Yesterday I went to buy a sketchbook. My right hand/wrist/arm finally feels like I might be able to return to this practice--fingers crossed.
I walked into the store and was overwhelmed by the sight of all the autumnal merchandise. It wasn't the presence of autumnal merchandise itself, with the glimpse of Christmas merchandise just beyond. I'm used to seeing stuff that seems out of season or at the wrong time. I know that capitalism is moving on a different timeline than I am.

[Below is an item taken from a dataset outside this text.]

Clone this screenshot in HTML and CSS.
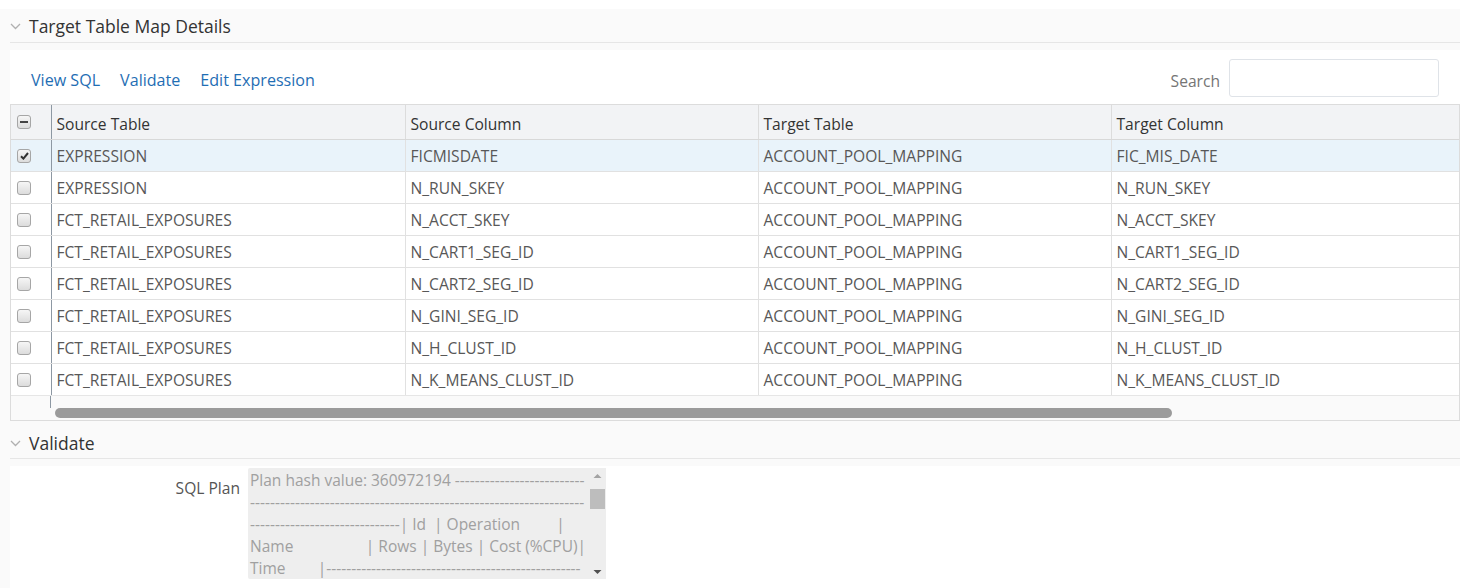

I saw a few glittering pumpkins, and I was taken back to autumnal decorating at my old job. When it looked like the campus would be closed by September 2021, I saved a box of autumn decorations even as I threw out the Christmas decorations. At the time, I thought there was a remote chance that they would keep the campus open until the end of the year, but I assumed there wouldn't be enough students to justify decorating.
The campus stayed open longer, but by the time for holiday decorating, the new owners had declared all campuses would be decorated the exact same way, and they didn't deliver the decorations until very late in the season. We put up the banner, hung up a few of the complicated snowflakes, and called it done.
However, before that, we did put up the autumnal decorations I saved. And seeing all those glittered pumpkins brought that time back to me, that time when we could decorate however we wanted because no one higher up was paying any attention to our campus. I felt this weird wave of grief as I thought about all the people who were once employed there and are no longer. Even if we had stayed, we wouldn't have been allowed to decorate that way again. It was a strange, end-of-times workplace, even as it didn't end the way I was anticipating.
It was strange to wander in the autumn decorations, even as we spent the week-end awash in summer produce: cantaloupe, watermelon, tomatoes, and the best corn on the cob I've had in years. But again, I'm used to that disconnect.
From there, I wandered back to one of the thrift stores we visited a few weeks ago. I will be in great need of lamps at my seminary housing, and one of the thrift stores had a great deal. The store still had that great deal, but they had other deals too. I left with 2 lamps that hadn't been there 2 weeks ago. I paid very little for them, as much as I would have paid for just the lampshade, if it had been new. They look like they were made in the 60's, with curved lines out of wood, probably designed to remind us of Tahiti.
It's another way of falling out of time, these lamps that evoke a different time, headed with me into a future that I can only glimpse as it shimmers in the distance.